* WHAT IS ASKED
Keep only the lines of the data below that contain "React", and copy them.

* STORED DATA

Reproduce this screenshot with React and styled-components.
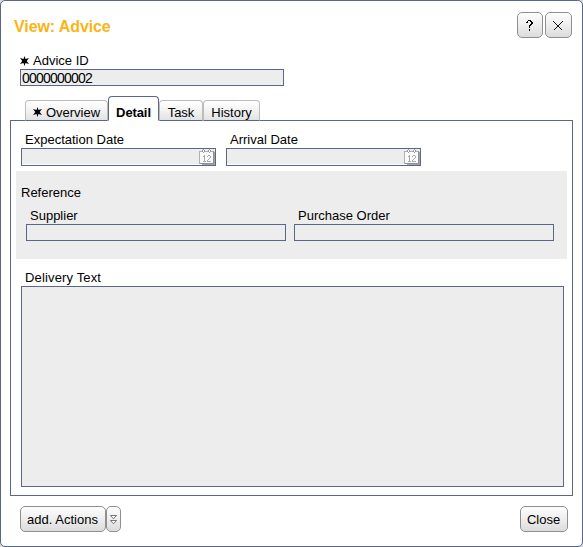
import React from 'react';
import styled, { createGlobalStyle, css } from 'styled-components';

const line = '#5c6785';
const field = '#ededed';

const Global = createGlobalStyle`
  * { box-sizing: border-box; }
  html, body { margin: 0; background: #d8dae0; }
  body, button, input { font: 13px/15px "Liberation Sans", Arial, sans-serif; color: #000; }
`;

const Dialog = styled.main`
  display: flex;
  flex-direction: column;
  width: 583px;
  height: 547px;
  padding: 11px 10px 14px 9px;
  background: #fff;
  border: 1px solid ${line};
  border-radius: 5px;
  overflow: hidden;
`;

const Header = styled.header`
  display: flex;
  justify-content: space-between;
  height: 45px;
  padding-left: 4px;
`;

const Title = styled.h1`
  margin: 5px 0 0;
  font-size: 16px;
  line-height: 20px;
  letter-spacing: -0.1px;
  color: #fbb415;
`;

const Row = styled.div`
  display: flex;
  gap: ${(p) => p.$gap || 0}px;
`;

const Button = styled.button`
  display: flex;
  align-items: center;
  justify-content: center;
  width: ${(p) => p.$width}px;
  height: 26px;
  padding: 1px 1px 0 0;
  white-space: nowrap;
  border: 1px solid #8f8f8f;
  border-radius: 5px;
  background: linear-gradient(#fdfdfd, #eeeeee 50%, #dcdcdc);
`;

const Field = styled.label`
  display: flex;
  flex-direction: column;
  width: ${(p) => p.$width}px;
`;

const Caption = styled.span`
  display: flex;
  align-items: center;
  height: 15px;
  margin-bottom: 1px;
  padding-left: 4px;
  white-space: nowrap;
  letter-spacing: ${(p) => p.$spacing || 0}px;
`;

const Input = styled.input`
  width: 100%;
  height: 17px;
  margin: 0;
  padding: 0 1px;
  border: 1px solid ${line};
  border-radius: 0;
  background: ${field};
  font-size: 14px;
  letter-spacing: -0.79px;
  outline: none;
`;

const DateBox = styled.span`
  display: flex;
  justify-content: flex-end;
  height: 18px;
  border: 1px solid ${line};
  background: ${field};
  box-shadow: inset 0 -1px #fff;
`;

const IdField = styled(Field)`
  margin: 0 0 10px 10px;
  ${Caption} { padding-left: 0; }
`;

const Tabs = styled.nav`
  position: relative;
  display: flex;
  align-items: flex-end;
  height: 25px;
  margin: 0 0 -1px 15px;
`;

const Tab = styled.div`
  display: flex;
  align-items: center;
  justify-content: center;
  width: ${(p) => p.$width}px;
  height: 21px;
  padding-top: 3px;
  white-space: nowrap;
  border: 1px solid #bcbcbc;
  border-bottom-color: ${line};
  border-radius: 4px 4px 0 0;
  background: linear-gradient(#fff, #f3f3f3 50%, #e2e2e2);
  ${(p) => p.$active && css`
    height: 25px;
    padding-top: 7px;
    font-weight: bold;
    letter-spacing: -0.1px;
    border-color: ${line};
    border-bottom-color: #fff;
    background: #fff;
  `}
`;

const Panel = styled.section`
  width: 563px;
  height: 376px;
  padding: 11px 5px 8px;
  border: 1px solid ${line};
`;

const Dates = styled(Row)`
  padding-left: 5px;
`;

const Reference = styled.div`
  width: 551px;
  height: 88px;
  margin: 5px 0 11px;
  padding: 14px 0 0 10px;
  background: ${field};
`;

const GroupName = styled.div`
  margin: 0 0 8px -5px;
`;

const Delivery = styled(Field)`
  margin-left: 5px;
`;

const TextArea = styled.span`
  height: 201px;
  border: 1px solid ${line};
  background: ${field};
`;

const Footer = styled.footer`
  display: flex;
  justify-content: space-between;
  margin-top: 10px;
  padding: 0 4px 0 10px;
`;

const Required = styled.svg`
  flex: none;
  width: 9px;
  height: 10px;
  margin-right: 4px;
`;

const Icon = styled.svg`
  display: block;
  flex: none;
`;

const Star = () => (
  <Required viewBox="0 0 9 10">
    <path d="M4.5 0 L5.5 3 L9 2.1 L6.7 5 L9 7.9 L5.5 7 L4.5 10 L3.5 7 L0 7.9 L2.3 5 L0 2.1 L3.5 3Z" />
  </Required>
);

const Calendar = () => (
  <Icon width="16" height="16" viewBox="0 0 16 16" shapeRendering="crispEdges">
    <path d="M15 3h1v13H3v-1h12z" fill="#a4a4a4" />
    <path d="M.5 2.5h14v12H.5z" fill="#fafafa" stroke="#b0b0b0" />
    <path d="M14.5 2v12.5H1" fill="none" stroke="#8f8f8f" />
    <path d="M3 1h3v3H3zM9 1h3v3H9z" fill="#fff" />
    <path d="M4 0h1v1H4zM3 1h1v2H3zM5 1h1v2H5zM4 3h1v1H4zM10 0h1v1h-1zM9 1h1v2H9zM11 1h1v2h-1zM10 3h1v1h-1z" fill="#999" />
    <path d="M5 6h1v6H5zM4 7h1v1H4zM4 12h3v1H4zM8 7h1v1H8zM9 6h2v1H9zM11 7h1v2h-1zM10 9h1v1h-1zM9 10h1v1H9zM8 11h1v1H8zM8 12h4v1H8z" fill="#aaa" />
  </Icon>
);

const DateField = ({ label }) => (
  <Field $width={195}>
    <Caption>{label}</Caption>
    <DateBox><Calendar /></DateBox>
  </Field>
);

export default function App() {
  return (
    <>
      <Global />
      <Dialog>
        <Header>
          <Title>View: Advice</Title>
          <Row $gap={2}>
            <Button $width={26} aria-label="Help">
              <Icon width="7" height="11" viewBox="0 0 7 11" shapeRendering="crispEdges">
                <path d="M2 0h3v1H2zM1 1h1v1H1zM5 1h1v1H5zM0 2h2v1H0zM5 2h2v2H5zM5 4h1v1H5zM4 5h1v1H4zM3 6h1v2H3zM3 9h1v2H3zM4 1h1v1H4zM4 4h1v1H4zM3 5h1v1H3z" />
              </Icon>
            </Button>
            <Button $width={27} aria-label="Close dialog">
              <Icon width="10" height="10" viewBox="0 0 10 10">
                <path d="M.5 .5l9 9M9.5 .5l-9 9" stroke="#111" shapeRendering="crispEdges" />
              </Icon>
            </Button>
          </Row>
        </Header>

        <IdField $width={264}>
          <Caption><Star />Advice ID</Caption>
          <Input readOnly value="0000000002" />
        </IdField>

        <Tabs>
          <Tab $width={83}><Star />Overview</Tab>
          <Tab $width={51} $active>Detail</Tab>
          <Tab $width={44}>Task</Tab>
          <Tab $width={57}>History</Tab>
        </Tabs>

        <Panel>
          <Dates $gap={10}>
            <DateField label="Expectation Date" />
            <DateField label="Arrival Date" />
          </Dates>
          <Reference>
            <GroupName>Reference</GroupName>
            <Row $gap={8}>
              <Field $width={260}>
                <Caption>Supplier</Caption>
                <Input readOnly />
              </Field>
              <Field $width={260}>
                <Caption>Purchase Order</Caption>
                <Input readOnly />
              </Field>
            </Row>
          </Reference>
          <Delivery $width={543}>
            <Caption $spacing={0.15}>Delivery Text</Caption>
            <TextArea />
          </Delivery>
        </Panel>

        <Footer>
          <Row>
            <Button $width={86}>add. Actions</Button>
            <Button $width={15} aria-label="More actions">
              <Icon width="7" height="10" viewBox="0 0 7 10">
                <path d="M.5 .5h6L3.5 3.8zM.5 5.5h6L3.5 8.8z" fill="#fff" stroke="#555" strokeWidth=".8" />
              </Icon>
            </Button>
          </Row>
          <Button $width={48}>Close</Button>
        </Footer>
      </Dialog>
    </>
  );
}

--

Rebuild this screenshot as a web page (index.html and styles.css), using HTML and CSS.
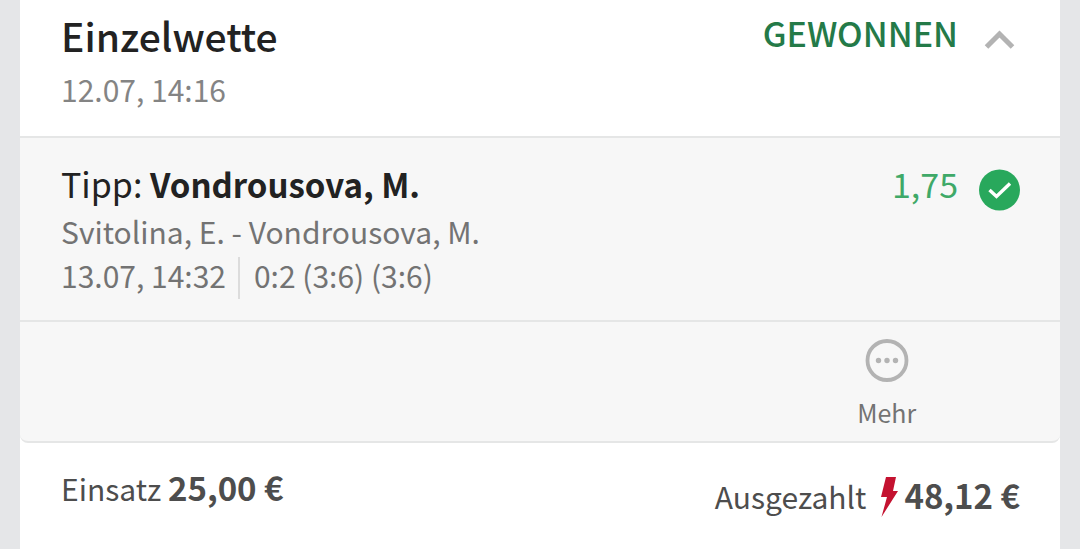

* RESULT FOR THIS TASK
Reproduce this screenshot with React and styled-components.
import React from 'react';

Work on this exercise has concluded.